You run the risk of him becoming too comfortable with the arrangement. As a result, he might postpone moving forward with marriage any time soon. Be careful!
However, if the two of you are convinced you are soul mates then you are ready to transition into phase five of the six-step dating plan.
Then with meeting of minds we can conquer the world together as one. You “see” the world in sync. In harmony. Working toward the same goals with same purpose, in the same direction.
To become mirror-mates depends upon how well you and your prospective mate take on mastering this deep soul-searching communication. This communication probes for compatibility. It assesses readiness in how to handle differences, how to manage disagreements on virtually every aspect of daily life.
In addition, your mirror-image mate is someone who has the unique ability to bring out the best in you. The only way this can be accomplished is by “knowing” one another’s inner thoughts so well that they bond with yours in shared outlook and purpose. Does your prospective partner bring out the best in you?
Verbal intimacy scrutinizes whether couples have enough in common in multiple areas of life. Are they like two birds in a pod? Singing the same tunes? Drinking from the same well of curiosity? Climbing the mountains of equal intellect, and laughing at the same joys of life? Are they crying in the same rivers of sadness at world problems–seeking solutions together in sync? Is their thinking in harmony and unity?
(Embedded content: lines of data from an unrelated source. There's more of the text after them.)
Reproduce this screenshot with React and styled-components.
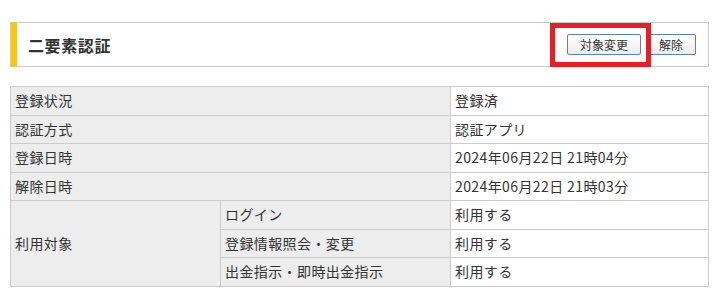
import styled, { createGlobalStyle } from "styled-components";

const GlobalStyle = createGlobalStyle`
  html, body {
    margin: 0;
    padding: 0;
    background: #fff;
  }
  body {
    font-family: "Noto Sans CJK JP", "Noto Sans", sans-serif;
    color: #333;
  }
`;

const Page = styled.div`
  width: 699px;
  padding: 22px 9px 0 10px;
`;

const SectionHeader = styled.div`
  display: flex;
  justify-content: space-between;
  align-items: center;
  height: 43px;
  padding: 0 12px 0 11px;
  margin-left: 1px;
  background: #fff;
  border: 1px solid #ccc;
  border-left: 6px solid #fac700;
  position: relative;
  &::before {
    /* thin grey edge outside the yellow bar */
    content: "";
    position: absolute;
    left: -7px;
    top: -1px;
    bottom: -1px;
    width: 1px;
    background: #ccc;
  }
`;

const Title = styled.h2`
  margin: 0;
  font-size: 16px;
  font-weight: 700;
  color: #333;
  letter-spacing: 0.6px;
`;

const Actions = styled.div`
  display: flex;
  align-items: center;
  gap: 5px;
`;

const HighlightWrap = styled.div`
  position: relative;
  display: flex;
`;

// red annotation frame drawn over the button
const Highlight = styled.span`
  position: absolute;
  top: -11px;
  left: -17px;
  right: -10px;
  bottom: -12px;
  border: 5px solid #e91d25;
  pointer-events: none;
  z-index: 2;
`;

const Button = styled.button`
  height: 21px;
  padding: 0 12px;
  font-family: inherit;
  font-size: 12px;
  line-height: 19px;
  color: #333;
  background: linear-gradient(#ffffff, #ececec);
  border: 1px solid #5a82b8;
  border-radius: 2px;
  cursor: pointer;
`;

const InfoTable = styled.table`
  width: 699px;
  margin-top: 19px;
  border-collapse: collapse;
  table-layout: fixed;
  font-size: 14px;
  letter-spacing: 0.4px;
`;

const Cell = styled.td`
  border: 1px solid #ccc;
  padding: 4px 4px;
  line-height: 19.5px;
  text-align: left;
  vertical-align: middle;
  white-space: nowrap;
  font-weight: 400;
  background: ${(p) => (p.$head ? "#ededed" : "#fff")};
  color: #333;
`;

const rows = [
  ["登録状況", "登録済"],
  ["認証方式", "認証アプリ"],
  ["登録日時", "2024年06月22日 21時04分"],
  ["解除日時", "2024年06月22日 21時03分"],
];

const targets = [
  ["ログイン", "利用する"],
  ["登録情報照会・変更", "利用する"],
  ["出金指示・即時出金指示", "利用する"],
];

export default function App() {
  return (
    <>
      <GlobalStyle />
      <Page>
        <SectionHeader>
          <Title>二要素認証</Title>
          <Actions>
            <HighlightWrap>
              <Highlight />
              <Button>対象変更</Button>
            </HighlightWrap>
            <Button>解除</Button>
          </Actions>
        </SectionHeader>

        <InfoTable>
          <colgroup>
            <col style={{ width: 210 }} />
            <col style={{ width: 230 }} />
            <col />
          </colgroup>
          <tbody>
            {rows.map(([label, value]) => (
              <tr key={label}>
                <Cell as="th" $head colSpan={2}>
                  {label}
                </Cell>
                <Cell>{value}</Cell>
              </tr>
            ))}
            {targets.map(([label, value], i) => (
              <tr key={label}>
                {i === 0 && (
                  <Cell as="th" $head rowSpan={3}>
                    利用対象
                  </Cell>
                )}
                <Cell as="th" $head>
                  {label}
                </Cell>
                <Cell>{value}</Cell>
              </tr>
            ))}
          </tbody>
        </InfoTable>
      </Page>
    </>
  );
}
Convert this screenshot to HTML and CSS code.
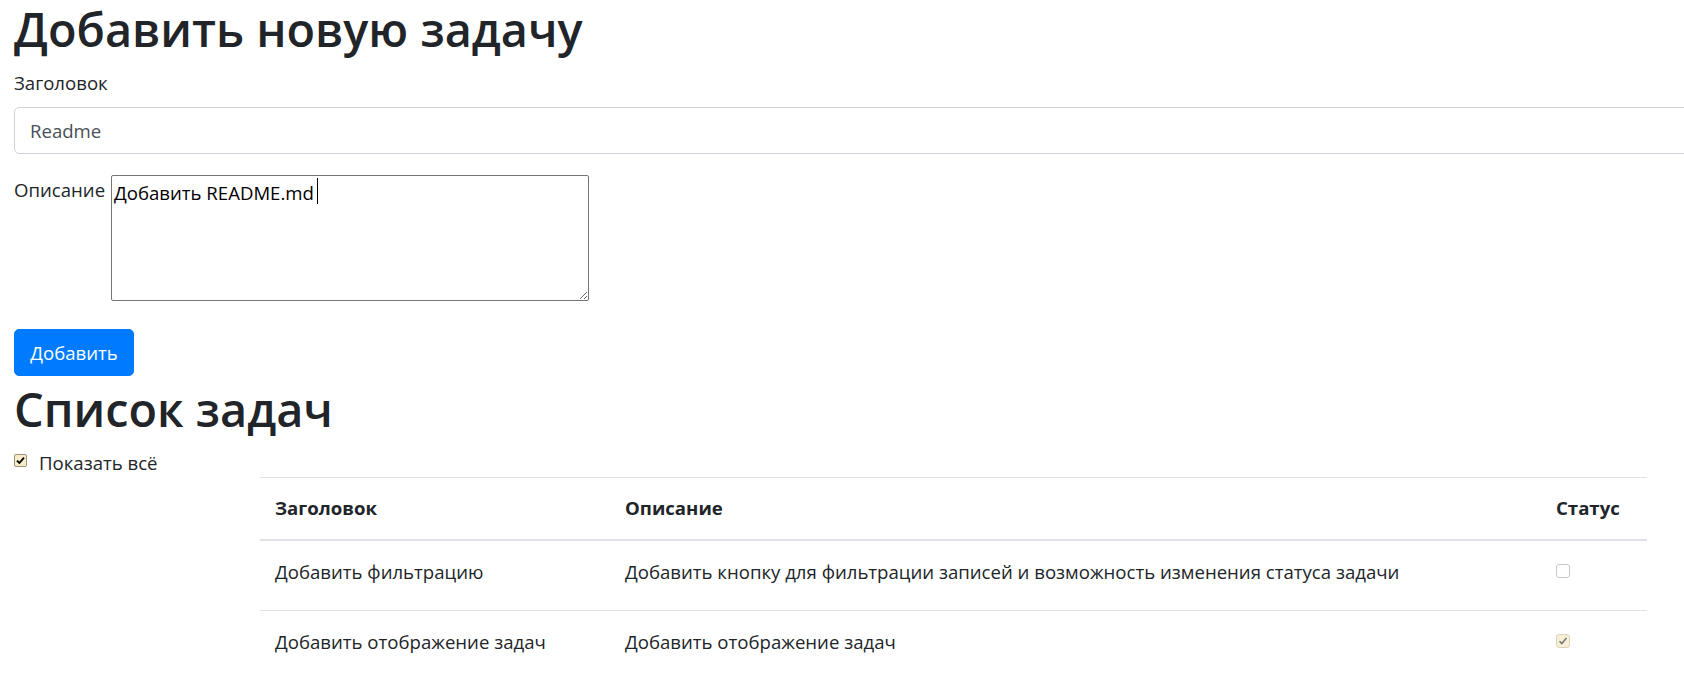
FILE: index.html
```html
<!DOCTYPE html>
<html lang="ru">
<head>
<meta charset="utf-8">
<title>Задачи</title>
<link rel="stylesheet" href="styles.css">
</head>
<body>
<div class="page">
  <h1 class="heading">Добавить новую задачу</h1>
  <form class="task-form">
    <label class="field-label" for="title">Заголовок</label>
    <input id="title" class="form-control" type="text" value="Readme">
    <div class="desc-row">
      <label class="desc-label" for="desc">Описание</label>
      <div class="desc-wrap">
        <textarea id="desc" class="desc-input">Добавить README.md</textarea>
        <span class="caret"></span>
      </div>
    </div>
    <button type="button" class="btn">Добавить</button>
  </form>
  <h1 class="heading heading-list">Список задач</h1>
  <label class="show-all"><input type="checkbox" class="check check-main" checked><span>Показать всё</span></label>
  <table class="tasks">
    <colgroup><col class="col-title"><col class="col-desc"><col class="col-status"></colgroup>
    <thead>
      <tr><th>Заголовок</th><th>Описание</th><th>Статус</th></tr>
    </thead>
    <tbody>
      <tr><td>Добавить фильтрацию</td><td>Добавить кнопку для фильтрации записей и возможность изменения статуса задачи</td><td><input type="checkbox" class="check check-row" disabled></td></tr>
      <tr><td>Добавить отображение задач</td><td>Добавить отображение задач</td><td><input type="checkbox" class="check check-row check-done" checked disabled></td></tr>
    </tbody>
  </table>
</div>
</body>
</html>
```
FILE: styles.css
```css
html, body {
  margin: 0;
  padding: 0;
  overflow: hidden;
  background: #fff;
}
body {
  font-family: "Open Sans", "Noto Sans", sans-serif;
  font-size: 18.6px;
  line-height: 30px;
  color: #212529;
}
.page {
  padding-left: 14px;
}
.heading {
  font-size: 46.8px;
  font-weight: 600;
  line-height: 58px;
  margin: 0 0 10px;
}
.heading-list {
  margin-top: 4px;
}
.task-form {
  margin: 0;
}
.field-label {
  display: block;
  margin-bottom: 9px;
}
.form-control {
  display: block;
  box-sizing: border-box;
  width: 1720px;
  height: 47px;
  margin: 0 0 21px;
  padding: 7px 15px;
  font: inherit;
  line-height: 30px;
  color: #495057;
  background: #fff;
  border: 1px solid #ced4da;
  border-radius: 5px;
}
.desc-row {
  display: flex;
  align-items: flex-start;
  margin-bottom: 28px;
}
.desc-label {
  flex: 0 0 97px;
}
.desc-wrap {
  position: relative;
}
.desc-input {
  display: block;
  box-sizing: border-box;
  width: 478px;
  height: 126px;
  margin: 0;
  padding: 4px 2px 2px;
  font-family: inherit;
  font-size: 18.6px;
  line-height: normal;
  color: #000;
  background: #fff;
  border: 1px solid #767676;
  border-radius: 2px;
  resize: both;
}
.caret {
  position: absolute;
  left: 206px;
  top: 3px;
  width: 1px;
  height: 26px;
  background: #000;
}
.btn {
  display: block;
  box-sizing: border-box;
  width: 120px;
  height: 47px;
  padding: 0;
  font: inherit;
  line-height: 45px;
  color: #fff;
  background: #007bff;
  border: 1px solid #007bff;
  border-radius: 5px;
}
.show-all {
  display: flex;
  align-items: flex-start;
  height: 29px;
}
.check {
  appearance: none;
  -webkit-appearance: none;
  display: block;
  box-sizing: border-box;
  width: 13px;
  height: 13px;
  margin: 6px 12px 0 0;
  border-radius: 2px;
  background-repeat: no-repeat;
  background-position: center;
}
.check-main {
  background-color: #f6ebc8;
  border: 1px solid #a0927a;
  background-image: url("data:image/svg+xml,%3Csvg xmlns='http://www.w3.org/2000/svg' width='11' height='11' viewBox='0 0 11 11'%3E%3Cpath d='M2 5.6 L4.4 8 L9 2.6' fill='none' stroke='%23000' stroke-width='1.8'/%3E%3C/svg%3E");
}
.check-row {
  width: 14px;
  height: 14px;
  margin: 7px 0 0 0;
  border-radius: 3px;
  background-color: #fff;
  border: 1px solid #c9c9c9;
}
.check-done {
  background-color: #f7efd6;
  border-color: #dcd3b8;
  background-image: url("data:image/svg+xml,%3Csvg xmlns='http://www.w3.org/2000/svg' width='12' height='12' viewBox='0 0 12 12'%3E%3Cpath d='M2.5 6.2 L4.8 8.5 L9.5 3' fill='none' stroke='%23777' stroke-width='1.6'/%3E%3C/svg%3E");
}
.tasks {
  margin-left: 246px;
  width: 1387px;
  table-layout: fixed;
  border-collapse: collapse;
}
.col-title { width: 350px; }
.col-desc { width: 931px; }
.col-status { width: 106px; }
.tasks th,
.tasks td {
  text-align: left;
  vertical-align: top;
  border-top: 1px solid #dee2e6;
  white-space: nowrap;
}
.tasks th {
  padding: 15px 15px 16px;
  font-weight: 700;
  border-bottom: 2px solid #dee2e6;
}
.tasks td {
  padding: 16px 15px 23px;
}
```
In conclusion remember these three points:
- If the potential for lifetime love is there, couples begin to “see” their mirror-image in each other as they talk about their deepest thoughts.
- They develop love to the point of overlooking minor weaknesses to instead focus on the positives.
- They share laughter and pain. Learn how to forgive each other. To be thankful for the love they enjoy together. To trust that both will be faithful.
Believe me, there are many more areas that need to be considered for what should be a one time commitment of marriage. So take your time to develop verbal intimacy to communicate at its highest level and you will find your mirror-mate leading to happy marriage.